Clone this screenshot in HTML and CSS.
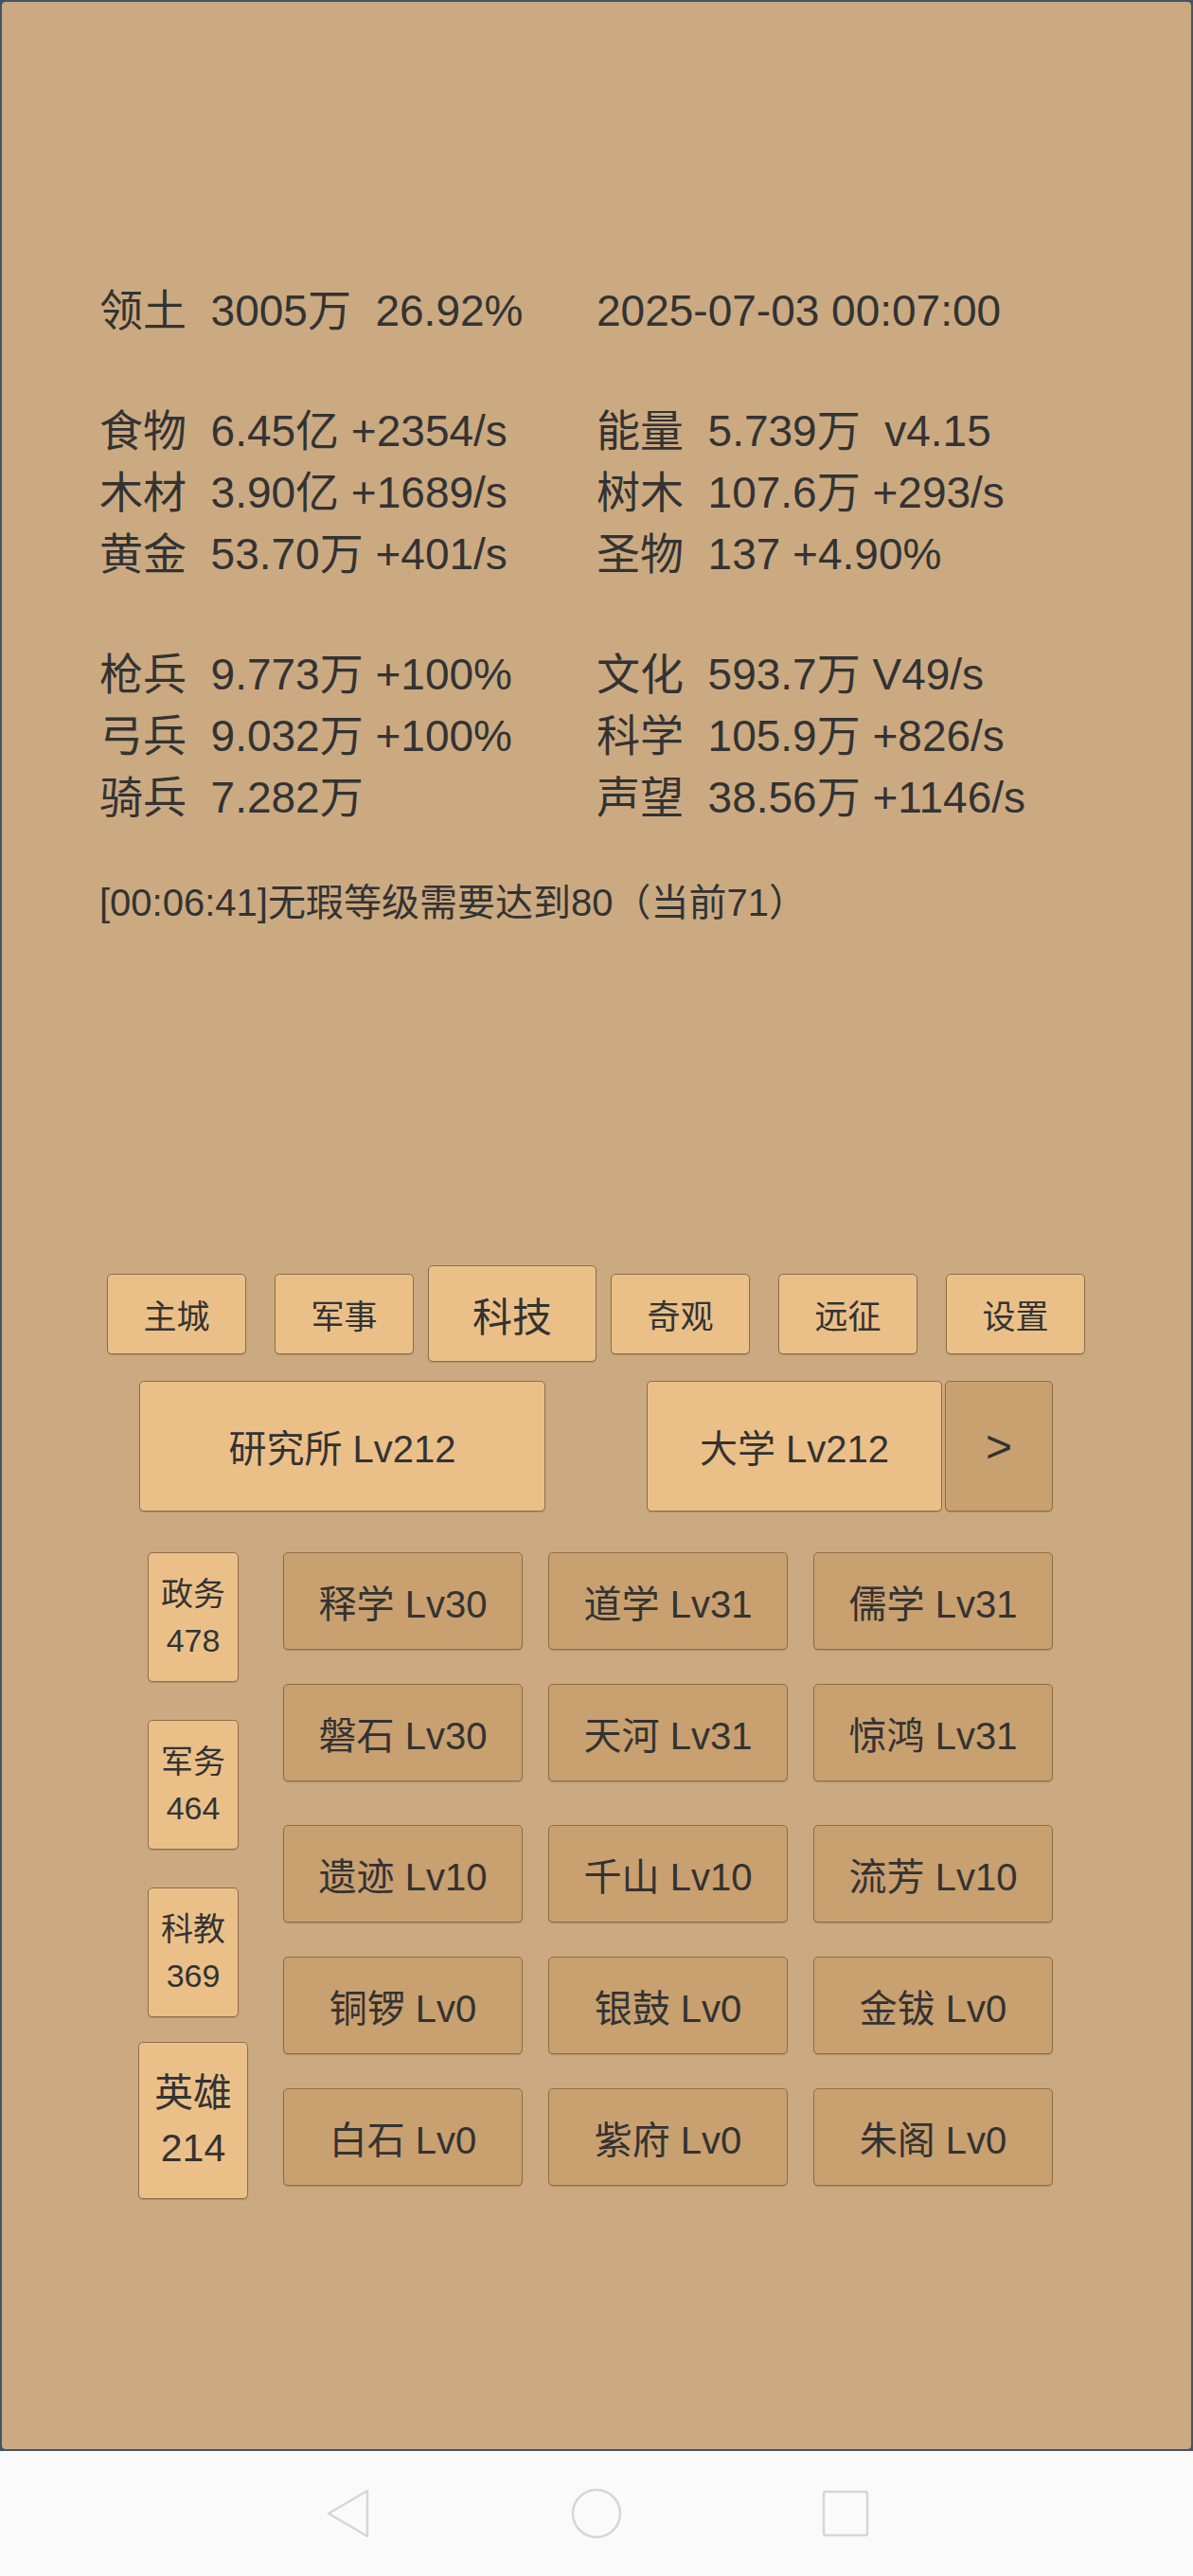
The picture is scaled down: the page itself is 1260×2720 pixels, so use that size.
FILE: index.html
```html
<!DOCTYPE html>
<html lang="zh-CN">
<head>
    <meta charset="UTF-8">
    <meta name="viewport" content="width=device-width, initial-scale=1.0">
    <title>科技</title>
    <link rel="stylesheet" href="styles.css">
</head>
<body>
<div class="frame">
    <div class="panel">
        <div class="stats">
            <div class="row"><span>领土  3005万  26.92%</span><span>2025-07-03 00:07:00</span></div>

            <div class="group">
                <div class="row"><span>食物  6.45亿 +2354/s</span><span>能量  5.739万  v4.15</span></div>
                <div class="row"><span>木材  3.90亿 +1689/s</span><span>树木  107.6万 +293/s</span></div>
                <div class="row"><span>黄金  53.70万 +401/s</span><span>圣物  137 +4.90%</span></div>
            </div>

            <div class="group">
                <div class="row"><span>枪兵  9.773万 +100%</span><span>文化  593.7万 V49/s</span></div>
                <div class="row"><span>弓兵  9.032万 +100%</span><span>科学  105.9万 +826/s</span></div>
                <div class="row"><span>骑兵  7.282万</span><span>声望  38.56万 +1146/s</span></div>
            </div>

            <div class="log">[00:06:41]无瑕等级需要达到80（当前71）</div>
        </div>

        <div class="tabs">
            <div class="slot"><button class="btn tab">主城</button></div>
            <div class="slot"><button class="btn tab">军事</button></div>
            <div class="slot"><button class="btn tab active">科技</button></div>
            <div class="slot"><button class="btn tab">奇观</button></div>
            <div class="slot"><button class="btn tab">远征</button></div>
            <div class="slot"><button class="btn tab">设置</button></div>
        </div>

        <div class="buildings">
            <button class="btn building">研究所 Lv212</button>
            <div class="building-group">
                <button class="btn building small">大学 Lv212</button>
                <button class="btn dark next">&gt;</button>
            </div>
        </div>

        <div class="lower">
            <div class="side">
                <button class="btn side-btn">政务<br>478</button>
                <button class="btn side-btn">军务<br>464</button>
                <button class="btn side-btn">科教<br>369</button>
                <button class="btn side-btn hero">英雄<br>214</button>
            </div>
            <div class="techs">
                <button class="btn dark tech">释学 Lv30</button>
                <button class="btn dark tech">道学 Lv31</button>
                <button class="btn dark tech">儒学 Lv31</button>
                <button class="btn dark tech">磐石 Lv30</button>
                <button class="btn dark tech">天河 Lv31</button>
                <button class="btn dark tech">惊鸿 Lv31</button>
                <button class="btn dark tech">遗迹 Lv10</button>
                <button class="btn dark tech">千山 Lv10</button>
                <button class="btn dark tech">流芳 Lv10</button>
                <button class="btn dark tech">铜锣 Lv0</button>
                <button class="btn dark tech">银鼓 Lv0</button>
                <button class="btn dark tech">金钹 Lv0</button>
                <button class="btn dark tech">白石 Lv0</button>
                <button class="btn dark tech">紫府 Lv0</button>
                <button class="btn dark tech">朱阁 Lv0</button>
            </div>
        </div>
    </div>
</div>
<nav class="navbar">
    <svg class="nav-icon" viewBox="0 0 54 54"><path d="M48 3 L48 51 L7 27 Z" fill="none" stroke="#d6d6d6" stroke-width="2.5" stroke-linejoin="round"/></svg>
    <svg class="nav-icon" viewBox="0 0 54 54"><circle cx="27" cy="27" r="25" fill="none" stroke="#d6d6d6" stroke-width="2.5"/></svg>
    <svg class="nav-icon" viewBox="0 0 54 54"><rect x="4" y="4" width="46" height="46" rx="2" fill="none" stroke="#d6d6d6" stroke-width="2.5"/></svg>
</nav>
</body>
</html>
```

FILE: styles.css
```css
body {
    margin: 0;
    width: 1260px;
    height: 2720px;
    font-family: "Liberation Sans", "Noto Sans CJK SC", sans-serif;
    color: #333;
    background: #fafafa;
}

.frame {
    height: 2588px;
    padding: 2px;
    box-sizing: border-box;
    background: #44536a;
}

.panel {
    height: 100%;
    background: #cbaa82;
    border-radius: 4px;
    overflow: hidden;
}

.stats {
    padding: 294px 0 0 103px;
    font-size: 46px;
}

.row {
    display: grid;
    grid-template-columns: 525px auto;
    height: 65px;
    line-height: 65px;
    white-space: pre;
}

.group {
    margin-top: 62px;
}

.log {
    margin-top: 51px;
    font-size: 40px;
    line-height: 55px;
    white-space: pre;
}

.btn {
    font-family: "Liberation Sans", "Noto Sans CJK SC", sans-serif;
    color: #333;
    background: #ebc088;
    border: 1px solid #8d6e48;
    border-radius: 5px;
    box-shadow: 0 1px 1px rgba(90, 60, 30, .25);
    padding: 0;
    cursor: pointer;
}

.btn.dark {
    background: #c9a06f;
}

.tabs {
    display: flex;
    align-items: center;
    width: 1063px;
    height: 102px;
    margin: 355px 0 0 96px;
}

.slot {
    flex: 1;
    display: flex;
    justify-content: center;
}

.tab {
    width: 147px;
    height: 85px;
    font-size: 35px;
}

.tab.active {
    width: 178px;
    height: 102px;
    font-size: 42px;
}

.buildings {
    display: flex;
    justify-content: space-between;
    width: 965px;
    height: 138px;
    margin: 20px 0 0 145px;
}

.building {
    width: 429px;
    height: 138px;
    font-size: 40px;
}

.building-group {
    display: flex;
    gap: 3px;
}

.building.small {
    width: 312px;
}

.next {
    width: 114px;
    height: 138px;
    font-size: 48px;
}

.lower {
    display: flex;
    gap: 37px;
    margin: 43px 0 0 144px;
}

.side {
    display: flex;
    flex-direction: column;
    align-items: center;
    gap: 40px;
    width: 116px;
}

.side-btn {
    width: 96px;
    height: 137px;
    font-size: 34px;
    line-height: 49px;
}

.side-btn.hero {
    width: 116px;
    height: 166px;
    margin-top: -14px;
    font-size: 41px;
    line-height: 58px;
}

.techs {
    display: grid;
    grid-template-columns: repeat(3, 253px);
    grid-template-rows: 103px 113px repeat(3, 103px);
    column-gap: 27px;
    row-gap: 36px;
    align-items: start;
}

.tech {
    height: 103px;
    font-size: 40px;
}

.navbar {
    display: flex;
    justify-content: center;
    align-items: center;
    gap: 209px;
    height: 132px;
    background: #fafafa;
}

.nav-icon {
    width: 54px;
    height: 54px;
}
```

▬▬▬▬▬▬▬▬▬▬

Instructions to follow
The data above needs to be retyped exactly, with the images left out.

Written answer
Clone this screenshot in HTML and CSS.
The picture is scaled down: the page itself is 1260×2720 pixels, so use that size.
FILE: index.html
```html
<!DOCTYPE html>
<html lang="zh-CN">
<head>
    <meta charset="UTF-8">
    <meta name="viewport" content="width=device-width, initial-scale=1.0">
    <title>科技</title>
    <link rel="stylesheet" href="styles.css">
</head>
<body>
<div class="frame">
    <div class="panel">
        <div class="stats">
            <div class="row"><span>领土  3005万  26.92%</span><span>2025-07-03 00:07:00</span></div>

            <div class="group">
                <div class="row"><span>食物  6.45亿 +2354/s</span><span>能量  5.739万  v4.15</span></div>
                <div class="row"><span>木材  3.90亿 +1689/s</span><span>树木  107.6万 +293/s</span></div>
                <div class="row"><span>黄金  53.70万 +401/s</span><span>圣物  137 +4.90%</span></div>
            </div>

            <div class="group">
                <div class="row"><span>枪兵  9.773万 +100%</span><span>文化  593.7万 V49/s</span></div>
                <div class="row"><span>弓兵  9.032万 +100%</span><span>科学  105.9万 +826/s</span></div>
                <div class="row"><span>骑兵  7.282万</span><span>声望  38.56万 +1146/s</span></div>
            </div>

            <div class="log">[00:06:41]无瑕等级需要达到80（当前71）</div>
        </div>

        <div class="tabs">
            <div class="slot"><button class="btn tab">主城</button></div>
            <div class="slot"><button class="btn tab">军事</button></div>
            <div class="slot"><button class="btn tab active">科技</button></div>
            <div class="slot"><button class="btn tab">奇观</button></div>
            <div class="slot"><button class="btn tab">远征</button></div>
            <div class="slot"><button class="btn tab">设置</button></div>
        </div>

        <div class="buildings">
            <button class="btn building">研究所 Lv212</button>
            <div class="building-group">
                <button class="btn building small">大学 Lv212</button>
                <button class="btn dark next">&gt;</button>
            </div>
        </div>

        <div class="lower">
            <div class="side">
                <button class="btn side-btn">政务<br>478</button>
                <button class="btn side-btn">军务<br>464</button>
                <button class="btn side-btn">科教<br>369</button>
                <button class="btn side-btn hero">英雄<br>214</button>
            </div>
            <div class="techs">
                <button class="btn dark tech">释学 Lv30</button>
                <button class="btn dark tech">道学 Lv31</button>
                <button class="btn dark tech">儒学 Lv31</button>
                <button class="btn dark tech">磐石 Lv30</button>
                <button class="btn dark tech">天河 Lv31</button>
                <button class="btn dark tech">惊鸿 Lv31</button>
                <button class="btn dark tech">遗迹 Lv10</button>
                <button class="btn dark tech">千山 Lv10</button>
                <button class="btn dark tech">流芳 Lv10</button>
                <button class="btn dark tech">铜锣 Lv0</button>
                <button class="btn dark tech">银鼓 Lv0</button>
                <button class="btn dark tech">金钹 Lv0</button>
                <button class="btn dark tech">白石 Lv0</button>
                <button class="btn dark tech">紫府 Lv0</button>
                <button class="btn dark tech">朱阁 Lv0</button>
            </div>
        </div>
    </div>
</div>
<nav class="navbar">
    <svg class="nav-icon" viewBox="0 0 54 54"><path d="M48 3 L48 51 L7 27 Z" fill="none" stroke="#d6d6d6" stroke-width="2.5" stroke-linejoin="round"/></svg>
    <svg class="nav-icon" viewBox="0 0 54 54"><circle cx="27" cy="27" r="25" fill="none" stroke="#d6d6d6" stroke-width="2.5"/></svg>
    <svg class="nav-icon" viewBox="0 0 54 54"><rect x="4" y="4" width="46" height="46" rx="2" fill="none" stroke="#d6d6d6" stroke-width="2.5"/></svg>
</nav>
</body>
</html>
```

FILE: styles.css
```css
body {
    margin: 0;
    width: 1260px;
    height: 2720px;
    font-family: "Liberation Sans", "Noto Sans CJK SC", sans-serif;
    color: #333;
    background: #fafafa;
}

.frame {
    height: 2588px;
    padding: 2px;
    box-sizing: border-box;
    background: #44536a;
}

.panel {
    height: 100%;
    background: #cbaa82;
    border-radius: 4px;
    overflow: hidden;
}

.stats {
    padding: 294px 0 0 103px;
    font-size: 46px;
}

.row {
    display: grid;
    grid-template-columns: 525px auto;
    height: 65px;
    line-height: 65px;
    white-space: pre;
}

.group {
    margin-top: 62px;
}

.log {
    margin-top: 51px;
    font-size: 40px;
    line-height: 55px;
    white-space: pre;
}

.btn {
    font-family: "Liberation Sans", "Noto Sans CJK SC", sans-serif;
    color: #333;
    background: #ebc088;
    border: 1px solid #8d6e48;
    border-radius: 5px;
    box-shadow: 0 1px 1px rgba(90, 60, 30, .25);
    padding: 0;
    cursor: pointer;
}

.btn.dark {
    background: #c9a06f;
}

.tabs {
    display: flex;
    align-items: center;
    width: 1063px;
    height: 102px;
    margin: 355px 0 0 96px;
}

.slot {
    flex: 1;
    display: flex;
    justify-content: center;
}

.tab {
    width: 147px;
    height: 85px;
    font-size: 35px;
}

.tab.active {
    width: 178px;
    height: 102px;
    font-size: 42px;
}

.buildings {
    display: flex;
    justify-content: space-between;
    width: 965px;
    height: 138px;
    margin: 20px 0 0 145px;
}

.building {
    width: 429px;
    height: 138px;
    font-size: 40px;
}

.building-group {
    display: flex;
    gap: 3px;
}

.building.small {
    width: 312px;
}

.next {
    width: 114px;
    height: 138px;
    font-size: 48px;
}

.lower {
    display: flex;
    gap: 37px;
    margin: 43px 0 0 144px;
}

.side {
    display: flex;
    flex-direction: column;
    align-items: center;
    gap: 40px;
    width: 116px;
}

.side-btn {
    width: 96px;
    height: 137px;
    font-size: 34px;
    line-height: 49px;
}

.side-btn.hero {
    width: 116px;
    height: 166px;
    margin-top: -14px;
    font-size: 41px;
    line-height: 58px;
}

.techs {
    display: grid;
    grid-template-columns: repeat(3, 253px);
    grid-template-rows: 103px 113px repeat(3, 103px);
    column-gap: 27px;
    row-gap: 36px;
    align-items: start;
}

.tech {
    height: 103px;
    font-size: 40px;
}

.navbar {
    display: flex;
    justify-content: center;
    align-items: center;
    gap: 209px;
    height: 132px;
    background: #fafafa;
}

.nav-icon {
    width: 54px;
    height: 54px;
}
```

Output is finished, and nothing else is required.